The battle at Les Eparges was my first. It was quite unlike what I had expected. I had taken part in a major engagement, without having clapped eyes on a single live opponent. It wasn’t until much later that I experienced the direct coming together, the climax of battle in the form of waves of attackers on an open field, which, for decisive, murderous moments, would break into the chaos and vacuity of the battlefield.
Douchy and Monchy
Two weeks later, my wound was healed. I was released to the reserve battalion in Hanover, and was given a short home leave there to get used to walking again.
‘Why not report as a gentleman-cadet?’ my father suggested to me on one of my first mornings at home, as we were walking round the orchard to see how the trees would bear; and I did as he suggested, even though it had seemed much more attractive to me at the beginning of the war to be a simple rifleman, responsible only for myself.
So the regiment sent me off to Doberitz, on another course, which I left six weeks later with the rank of ensign. From the hundreds of young men who had come from all over Germany, I could tell that the country was not short of good fighting stock. While the training I had received in Recouvrence had been directed at the individual, here we were instructed in various ways of moving across terrain in small groups.
In September 1915, I travelled back to my regiment. I left the train in the village of St Leger, the divisional headquarters, and marched at the head of a small detachment of reservists to Douchy, where the regiment was based. Ahead of us, the French autumn offensive was in full swing. The front manifested itself as a long, billowing cloud over open country. Overhead the machine-guns of the air squadrons pattered away. Sometimes, when one of the French planes came down very low – their colourful rosettes seeming to scan the ground like big butterflies’ eyes – my little troop and I took cover under the poplars that lined the road. The anti-aircraft guns threaded long fleecy lines through the air, and whistling splinters pinged into the tilth.
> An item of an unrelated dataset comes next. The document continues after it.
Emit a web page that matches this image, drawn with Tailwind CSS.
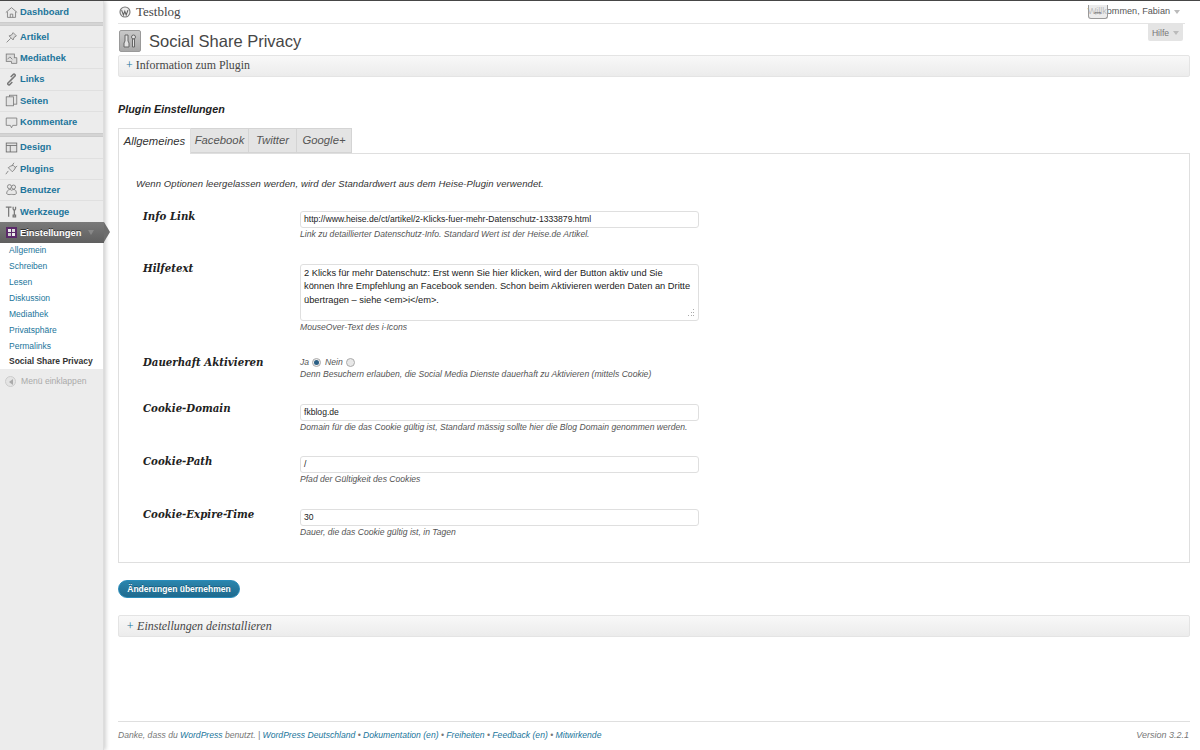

This little march was to give me an opportunity of putting my newly acquired skills into practice right away. We knew we had been spotted, probably by one of the many captive balloons whose yellow forms glimmered in the Western sky, because, just as we were turning into the village of Douchy, the black cone of a shell exploded in our faces. It struck the entrance to the little village cemetery, just beside the road. For the first time, I found myself in the position of having to react to an unexpected development with an immediate decision.